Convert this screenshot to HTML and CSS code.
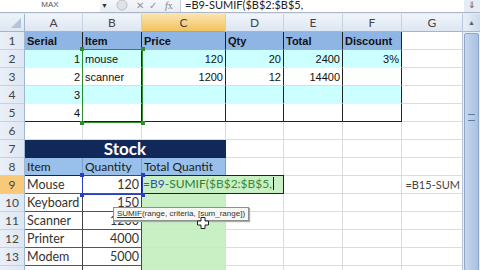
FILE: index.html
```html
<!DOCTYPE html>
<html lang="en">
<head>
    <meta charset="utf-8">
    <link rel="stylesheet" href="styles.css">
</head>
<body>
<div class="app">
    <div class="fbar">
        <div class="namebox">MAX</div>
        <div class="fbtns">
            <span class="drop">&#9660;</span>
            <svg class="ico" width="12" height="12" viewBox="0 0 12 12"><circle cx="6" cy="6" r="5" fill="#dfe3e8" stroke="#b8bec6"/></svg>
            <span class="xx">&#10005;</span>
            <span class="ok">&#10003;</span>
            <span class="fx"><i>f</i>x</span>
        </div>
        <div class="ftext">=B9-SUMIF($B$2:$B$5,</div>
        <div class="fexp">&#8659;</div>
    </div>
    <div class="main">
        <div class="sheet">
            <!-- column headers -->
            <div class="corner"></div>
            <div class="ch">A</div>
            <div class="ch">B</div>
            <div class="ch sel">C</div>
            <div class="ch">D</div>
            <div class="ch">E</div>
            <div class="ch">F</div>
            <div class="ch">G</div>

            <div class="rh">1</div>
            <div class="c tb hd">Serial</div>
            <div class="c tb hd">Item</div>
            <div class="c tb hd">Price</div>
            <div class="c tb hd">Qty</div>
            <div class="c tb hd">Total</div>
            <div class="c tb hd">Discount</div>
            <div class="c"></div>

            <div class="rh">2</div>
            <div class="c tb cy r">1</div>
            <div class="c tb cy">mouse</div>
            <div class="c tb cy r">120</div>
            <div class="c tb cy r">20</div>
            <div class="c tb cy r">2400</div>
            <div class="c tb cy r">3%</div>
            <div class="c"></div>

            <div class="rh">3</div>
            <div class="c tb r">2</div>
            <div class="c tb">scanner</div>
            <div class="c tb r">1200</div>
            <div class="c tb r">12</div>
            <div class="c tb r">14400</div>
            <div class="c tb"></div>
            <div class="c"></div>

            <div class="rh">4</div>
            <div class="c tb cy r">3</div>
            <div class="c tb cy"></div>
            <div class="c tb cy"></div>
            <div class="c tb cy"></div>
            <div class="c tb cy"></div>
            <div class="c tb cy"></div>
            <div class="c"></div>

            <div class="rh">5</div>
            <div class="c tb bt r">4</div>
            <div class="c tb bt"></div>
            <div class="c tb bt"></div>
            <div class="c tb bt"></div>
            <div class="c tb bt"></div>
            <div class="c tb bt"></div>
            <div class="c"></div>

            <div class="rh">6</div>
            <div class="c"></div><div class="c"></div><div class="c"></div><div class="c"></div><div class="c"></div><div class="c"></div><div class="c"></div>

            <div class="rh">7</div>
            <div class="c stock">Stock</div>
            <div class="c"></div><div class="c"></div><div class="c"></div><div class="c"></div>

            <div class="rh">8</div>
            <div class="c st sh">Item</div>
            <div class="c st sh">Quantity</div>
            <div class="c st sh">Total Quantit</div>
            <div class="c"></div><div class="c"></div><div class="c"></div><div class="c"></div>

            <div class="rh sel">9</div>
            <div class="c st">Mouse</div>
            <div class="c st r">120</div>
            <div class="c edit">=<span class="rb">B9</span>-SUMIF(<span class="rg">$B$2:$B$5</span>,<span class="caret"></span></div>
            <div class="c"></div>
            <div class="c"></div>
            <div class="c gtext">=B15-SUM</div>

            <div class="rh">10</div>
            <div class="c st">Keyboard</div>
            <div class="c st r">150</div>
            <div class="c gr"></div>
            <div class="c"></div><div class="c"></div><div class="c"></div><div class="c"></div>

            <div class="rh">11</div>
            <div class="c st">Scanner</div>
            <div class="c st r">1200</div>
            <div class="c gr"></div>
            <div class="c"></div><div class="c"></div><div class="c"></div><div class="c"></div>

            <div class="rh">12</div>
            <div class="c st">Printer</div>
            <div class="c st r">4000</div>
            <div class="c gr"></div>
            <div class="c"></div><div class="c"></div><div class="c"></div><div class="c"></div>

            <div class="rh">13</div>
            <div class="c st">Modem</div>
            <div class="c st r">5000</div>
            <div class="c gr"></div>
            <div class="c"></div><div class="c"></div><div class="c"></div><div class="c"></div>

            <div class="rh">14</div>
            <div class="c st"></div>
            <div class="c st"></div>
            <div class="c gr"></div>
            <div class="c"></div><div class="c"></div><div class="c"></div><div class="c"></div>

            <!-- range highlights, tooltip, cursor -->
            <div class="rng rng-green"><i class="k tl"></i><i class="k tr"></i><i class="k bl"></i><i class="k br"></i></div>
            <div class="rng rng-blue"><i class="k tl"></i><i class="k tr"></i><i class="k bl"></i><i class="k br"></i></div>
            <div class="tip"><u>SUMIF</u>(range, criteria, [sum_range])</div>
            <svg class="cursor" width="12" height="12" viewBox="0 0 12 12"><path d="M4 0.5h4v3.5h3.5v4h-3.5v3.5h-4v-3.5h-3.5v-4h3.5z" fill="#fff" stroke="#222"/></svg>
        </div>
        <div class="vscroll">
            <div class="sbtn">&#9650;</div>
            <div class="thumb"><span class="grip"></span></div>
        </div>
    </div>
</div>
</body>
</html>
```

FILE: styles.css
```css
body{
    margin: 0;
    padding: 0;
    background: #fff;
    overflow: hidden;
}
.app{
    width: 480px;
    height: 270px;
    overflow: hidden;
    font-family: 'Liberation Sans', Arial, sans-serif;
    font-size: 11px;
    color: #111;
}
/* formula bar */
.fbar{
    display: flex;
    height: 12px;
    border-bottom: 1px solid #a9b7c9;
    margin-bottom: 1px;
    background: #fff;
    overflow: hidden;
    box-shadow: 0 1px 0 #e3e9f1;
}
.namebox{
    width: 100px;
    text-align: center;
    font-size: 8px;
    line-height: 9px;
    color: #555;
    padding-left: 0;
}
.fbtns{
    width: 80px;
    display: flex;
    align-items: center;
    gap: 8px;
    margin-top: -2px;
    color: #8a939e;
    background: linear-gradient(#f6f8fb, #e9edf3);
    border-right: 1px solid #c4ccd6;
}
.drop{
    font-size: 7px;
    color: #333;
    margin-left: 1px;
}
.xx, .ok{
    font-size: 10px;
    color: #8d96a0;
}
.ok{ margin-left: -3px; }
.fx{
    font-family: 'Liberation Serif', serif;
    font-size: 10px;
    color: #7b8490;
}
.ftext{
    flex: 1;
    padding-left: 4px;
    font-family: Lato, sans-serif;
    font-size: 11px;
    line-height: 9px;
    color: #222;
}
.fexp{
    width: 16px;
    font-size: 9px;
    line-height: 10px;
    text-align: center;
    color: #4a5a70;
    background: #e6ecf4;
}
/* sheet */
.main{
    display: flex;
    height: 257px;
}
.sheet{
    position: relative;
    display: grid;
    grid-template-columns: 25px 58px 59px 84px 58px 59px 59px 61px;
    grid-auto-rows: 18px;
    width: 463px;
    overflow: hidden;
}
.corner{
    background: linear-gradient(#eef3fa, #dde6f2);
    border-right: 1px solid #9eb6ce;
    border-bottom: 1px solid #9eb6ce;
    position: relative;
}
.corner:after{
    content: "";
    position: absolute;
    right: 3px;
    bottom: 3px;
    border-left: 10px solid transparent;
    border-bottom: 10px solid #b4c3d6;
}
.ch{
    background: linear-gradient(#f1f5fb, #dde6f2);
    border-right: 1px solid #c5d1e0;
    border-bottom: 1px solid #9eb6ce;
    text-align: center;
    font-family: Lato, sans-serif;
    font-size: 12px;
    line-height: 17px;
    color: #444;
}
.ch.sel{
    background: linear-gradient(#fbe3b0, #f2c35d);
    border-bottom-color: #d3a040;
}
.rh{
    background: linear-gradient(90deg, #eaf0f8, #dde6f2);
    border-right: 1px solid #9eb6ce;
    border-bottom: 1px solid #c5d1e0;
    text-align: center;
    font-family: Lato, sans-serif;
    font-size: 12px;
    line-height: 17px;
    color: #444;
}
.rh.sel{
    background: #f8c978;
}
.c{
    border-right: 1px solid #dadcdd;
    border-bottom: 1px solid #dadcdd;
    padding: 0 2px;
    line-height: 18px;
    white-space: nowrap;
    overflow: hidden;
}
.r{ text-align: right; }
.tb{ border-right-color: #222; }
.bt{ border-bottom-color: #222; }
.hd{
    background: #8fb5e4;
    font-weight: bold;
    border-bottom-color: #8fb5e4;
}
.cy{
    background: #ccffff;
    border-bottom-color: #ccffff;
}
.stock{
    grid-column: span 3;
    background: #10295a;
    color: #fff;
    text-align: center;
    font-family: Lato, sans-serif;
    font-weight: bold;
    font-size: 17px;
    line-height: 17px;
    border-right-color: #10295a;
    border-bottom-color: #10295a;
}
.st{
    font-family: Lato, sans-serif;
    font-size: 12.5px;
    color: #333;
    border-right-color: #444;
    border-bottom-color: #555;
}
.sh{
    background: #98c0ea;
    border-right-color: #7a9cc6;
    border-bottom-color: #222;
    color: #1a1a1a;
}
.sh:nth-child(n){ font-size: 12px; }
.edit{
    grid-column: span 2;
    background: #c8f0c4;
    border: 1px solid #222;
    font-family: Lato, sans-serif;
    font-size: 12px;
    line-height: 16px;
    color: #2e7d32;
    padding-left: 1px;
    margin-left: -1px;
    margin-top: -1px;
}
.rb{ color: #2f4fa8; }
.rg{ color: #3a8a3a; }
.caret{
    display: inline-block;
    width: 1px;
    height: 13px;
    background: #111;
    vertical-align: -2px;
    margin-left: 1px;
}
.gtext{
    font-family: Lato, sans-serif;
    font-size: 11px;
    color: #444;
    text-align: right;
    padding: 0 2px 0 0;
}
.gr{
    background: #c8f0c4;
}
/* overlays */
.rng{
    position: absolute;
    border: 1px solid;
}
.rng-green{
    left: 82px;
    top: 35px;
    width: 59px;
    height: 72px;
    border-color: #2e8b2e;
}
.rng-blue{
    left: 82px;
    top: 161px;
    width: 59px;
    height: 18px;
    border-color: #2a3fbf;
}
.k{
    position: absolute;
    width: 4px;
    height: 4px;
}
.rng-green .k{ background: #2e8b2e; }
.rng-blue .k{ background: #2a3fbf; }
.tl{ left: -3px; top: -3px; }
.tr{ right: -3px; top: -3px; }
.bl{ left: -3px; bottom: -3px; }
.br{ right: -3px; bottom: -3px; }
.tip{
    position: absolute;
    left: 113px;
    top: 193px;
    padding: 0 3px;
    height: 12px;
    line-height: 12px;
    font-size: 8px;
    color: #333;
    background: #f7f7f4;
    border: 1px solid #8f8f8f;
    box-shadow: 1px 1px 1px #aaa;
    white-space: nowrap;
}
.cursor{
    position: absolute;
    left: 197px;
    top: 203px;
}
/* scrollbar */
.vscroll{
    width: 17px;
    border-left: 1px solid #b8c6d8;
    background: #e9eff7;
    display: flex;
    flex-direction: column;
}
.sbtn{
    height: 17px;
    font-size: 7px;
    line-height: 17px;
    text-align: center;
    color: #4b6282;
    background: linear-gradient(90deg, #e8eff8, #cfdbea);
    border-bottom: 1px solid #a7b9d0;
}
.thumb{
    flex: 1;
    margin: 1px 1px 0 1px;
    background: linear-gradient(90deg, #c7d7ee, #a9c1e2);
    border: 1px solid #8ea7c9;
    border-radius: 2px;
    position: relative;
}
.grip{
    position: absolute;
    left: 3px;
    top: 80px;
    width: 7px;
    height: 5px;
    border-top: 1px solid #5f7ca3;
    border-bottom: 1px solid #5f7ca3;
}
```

--

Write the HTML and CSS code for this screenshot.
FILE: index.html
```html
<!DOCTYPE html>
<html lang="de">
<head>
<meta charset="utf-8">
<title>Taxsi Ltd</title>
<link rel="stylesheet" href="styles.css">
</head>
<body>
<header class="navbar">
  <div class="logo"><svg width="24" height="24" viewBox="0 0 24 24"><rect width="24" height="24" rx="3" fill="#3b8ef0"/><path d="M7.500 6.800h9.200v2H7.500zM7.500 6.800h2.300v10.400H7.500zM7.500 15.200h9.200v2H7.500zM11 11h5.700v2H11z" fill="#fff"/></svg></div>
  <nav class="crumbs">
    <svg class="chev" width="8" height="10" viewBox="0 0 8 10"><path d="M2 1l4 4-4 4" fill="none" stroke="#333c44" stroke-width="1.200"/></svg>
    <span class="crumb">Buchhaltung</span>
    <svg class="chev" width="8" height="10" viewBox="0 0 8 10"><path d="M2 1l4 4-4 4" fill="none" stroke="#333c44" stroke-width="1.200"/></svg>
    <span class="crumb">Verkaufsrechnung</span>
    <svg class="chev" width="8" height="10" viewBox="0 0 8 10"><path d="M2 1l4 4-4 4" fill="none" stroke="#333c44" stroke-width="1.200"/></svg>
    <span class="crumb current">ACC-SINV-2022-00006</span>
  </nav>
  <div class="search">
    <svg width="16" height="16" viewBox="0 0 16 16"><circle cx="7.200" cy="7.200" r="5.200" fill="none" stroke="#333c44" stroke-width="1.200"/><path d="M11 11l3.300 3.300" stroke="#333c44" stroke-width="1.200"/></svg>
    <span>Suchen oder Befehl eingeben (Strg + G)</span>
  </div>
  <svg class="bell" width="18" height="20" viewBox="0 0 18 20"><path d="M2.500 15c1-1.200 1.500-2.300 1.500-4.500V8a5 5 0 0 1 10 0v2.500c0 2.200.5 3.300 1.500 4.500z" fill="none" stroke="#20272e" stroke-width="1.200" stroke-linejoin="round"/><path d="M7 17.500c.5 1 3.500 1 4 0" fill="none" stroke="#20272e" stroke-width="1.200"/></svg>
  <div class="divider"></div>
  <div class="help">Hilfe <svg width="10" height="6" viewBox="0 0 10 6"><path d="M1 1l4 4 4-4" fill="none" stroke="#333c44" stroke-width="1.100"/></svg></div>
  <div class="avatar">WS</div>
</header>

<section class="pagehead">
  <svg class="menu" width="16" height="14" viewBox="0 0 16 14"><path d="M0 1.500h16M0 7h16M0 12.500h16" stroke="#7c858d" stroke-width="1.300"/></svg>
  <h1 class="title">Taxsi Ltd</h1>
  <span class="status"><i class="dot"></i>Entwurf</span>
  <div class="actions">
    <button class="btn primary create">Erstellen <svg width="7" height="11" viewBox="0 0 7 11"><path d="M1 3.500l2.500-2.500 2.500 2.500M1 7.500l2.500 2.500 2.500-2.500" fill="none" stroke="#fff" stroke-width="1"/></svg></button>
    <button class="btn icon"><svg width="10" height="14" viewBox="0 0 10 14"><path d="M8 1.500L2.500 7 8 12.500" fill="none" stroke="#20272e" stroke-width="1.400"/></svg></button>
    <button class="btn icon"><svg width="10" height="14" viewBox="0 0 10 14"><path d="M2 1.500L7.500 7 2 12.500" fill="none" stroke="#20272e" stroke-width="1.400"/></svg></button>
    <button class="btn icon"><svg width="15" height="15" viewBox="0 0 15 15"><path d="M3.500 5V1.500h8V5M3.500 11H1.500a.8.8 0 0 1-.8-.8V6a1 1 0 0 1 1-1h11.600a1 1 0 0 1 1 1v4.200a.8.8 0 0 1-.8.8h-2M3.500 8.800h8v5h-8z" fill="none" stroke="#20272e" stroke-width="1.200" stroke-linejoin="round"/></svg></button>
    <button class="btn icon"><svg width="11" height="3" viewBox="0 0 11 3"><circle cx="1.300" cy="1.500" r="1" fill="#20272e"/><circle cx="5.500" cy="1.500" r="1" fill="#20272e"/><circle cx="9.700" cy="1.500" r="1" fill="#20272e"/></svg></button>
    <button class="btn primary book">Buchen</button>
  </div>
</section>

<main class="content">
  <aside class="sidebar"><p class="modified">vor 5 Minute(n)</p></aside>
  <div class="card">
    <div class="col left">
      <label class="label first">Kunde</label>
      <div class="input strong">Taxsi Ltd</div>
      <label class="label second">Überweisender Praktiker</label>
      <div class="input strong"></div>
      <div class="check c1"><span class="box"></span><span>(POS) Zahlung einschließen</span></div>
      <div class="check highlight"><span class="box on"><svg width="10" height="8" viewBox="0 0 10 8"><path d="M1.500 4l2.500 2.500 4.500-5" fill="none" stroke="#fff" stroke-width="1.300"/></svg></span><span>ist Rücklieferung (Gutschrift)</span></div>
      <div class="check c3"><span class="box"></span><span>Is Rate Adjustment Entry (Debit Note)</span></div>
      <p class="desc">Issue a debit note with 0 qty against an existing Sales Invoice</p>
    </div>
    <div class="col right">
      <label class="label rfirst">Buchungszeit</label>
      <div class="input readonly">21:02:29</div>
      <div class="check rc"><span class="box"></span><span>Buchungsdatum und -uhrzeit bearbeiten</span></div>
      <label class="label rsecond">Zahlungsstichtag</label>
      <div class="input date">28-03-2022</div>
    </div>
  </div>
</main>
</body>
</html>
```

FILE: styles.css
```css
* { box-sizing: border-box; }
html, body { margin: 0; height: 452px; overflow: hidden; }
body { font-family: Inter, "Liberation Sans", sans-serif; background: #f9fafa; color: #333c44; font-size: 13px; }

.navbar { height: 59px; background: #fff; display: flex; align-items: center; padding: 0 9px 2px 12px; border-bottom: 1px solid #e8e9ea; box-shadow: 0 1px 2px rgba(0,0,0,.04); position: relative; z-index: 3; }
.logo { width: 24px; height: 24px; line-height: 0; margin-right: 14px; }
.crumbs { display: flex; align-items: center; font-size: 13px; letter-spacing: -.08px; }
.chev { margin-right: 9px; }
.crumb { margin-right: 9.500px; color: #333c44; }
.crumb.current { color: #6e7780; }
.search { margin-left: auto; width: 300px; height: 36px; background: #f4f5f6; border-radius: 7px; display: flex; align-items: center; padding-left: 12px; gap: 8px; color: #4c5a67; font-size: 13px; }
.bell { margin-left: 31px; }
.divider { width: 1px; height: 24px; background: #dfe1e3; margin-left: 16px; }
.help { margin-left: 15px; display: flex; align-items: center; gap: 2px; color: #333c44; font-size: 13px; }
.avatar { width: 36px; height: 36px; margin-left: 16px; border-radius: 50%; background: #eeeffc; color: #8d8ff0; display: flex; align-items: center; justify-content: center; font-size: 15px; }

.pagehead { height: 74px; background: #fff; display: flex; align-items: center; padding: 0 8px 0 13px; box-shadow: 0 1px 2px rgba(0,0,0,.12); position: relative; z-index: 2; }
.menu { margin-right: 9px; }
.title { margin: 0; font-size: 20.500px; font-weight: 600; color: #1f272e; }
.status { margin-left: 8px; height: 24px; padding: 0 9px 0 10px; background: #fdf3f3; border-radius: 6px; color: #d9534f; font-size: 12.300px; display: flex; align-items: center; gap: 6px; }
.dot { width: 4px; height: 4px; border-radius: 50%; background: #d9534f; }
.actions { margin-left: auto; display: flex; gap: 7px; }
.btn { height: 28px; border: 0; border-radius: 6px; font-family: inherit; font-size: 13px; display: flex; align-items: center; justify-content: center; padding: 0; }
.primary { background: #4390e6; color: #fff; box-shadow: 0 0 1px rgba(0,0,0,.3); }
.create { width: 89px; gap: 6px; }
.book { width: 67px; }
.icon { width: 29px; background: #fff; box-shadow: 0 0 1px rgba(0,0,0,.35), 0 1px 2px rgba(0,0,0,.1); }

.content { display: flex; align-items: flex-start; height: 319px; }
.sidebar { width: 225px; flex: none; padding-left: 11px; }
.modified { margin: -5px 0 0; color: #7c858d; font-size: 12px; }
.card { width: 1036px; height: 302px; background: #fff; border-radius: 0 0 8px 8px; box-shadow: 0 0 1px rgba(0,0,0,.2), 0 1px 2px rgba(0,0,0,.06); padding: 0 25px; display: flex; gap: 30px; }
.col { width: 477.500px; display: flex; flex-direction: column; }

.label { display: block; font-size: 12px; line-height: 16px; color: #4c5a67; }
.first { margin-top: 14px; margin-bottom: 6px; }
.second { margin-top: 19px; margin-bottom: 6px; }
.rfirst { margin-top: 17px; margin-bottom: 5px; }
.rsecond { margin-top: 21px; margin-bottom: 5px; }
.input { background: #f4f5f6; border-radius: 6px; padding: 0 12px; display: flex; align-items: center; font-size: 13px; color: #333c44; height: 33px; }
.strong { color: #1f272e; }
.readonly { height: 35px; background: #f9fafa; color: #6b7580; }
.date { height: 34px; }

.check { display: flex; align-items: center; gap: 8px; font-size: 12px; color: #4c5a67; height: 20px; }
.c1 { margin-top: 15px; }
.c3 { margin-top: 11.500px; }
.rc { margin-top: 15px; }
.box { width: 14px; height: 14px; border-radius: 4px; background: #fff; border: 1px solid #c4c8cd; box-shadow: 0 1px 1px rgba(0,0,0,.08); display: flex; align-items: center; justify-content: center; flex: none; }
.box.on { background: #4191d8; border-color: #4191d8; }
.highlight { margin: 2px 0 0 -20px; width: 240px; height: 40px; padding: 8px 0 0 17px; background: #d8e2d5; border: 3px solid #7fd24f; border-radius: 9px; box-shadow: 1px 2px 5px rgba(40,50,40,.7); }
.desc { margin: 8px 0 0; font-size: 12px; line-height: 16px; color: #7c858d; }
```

◆ **EXERCISE**
Read the data above. Pull out each line in which the string "code" appears.

◆ **EXERCISE RESPONSE**
Convert this screenshot to HTML and CSS code.
Write the HTML and CSS code for this screenshot.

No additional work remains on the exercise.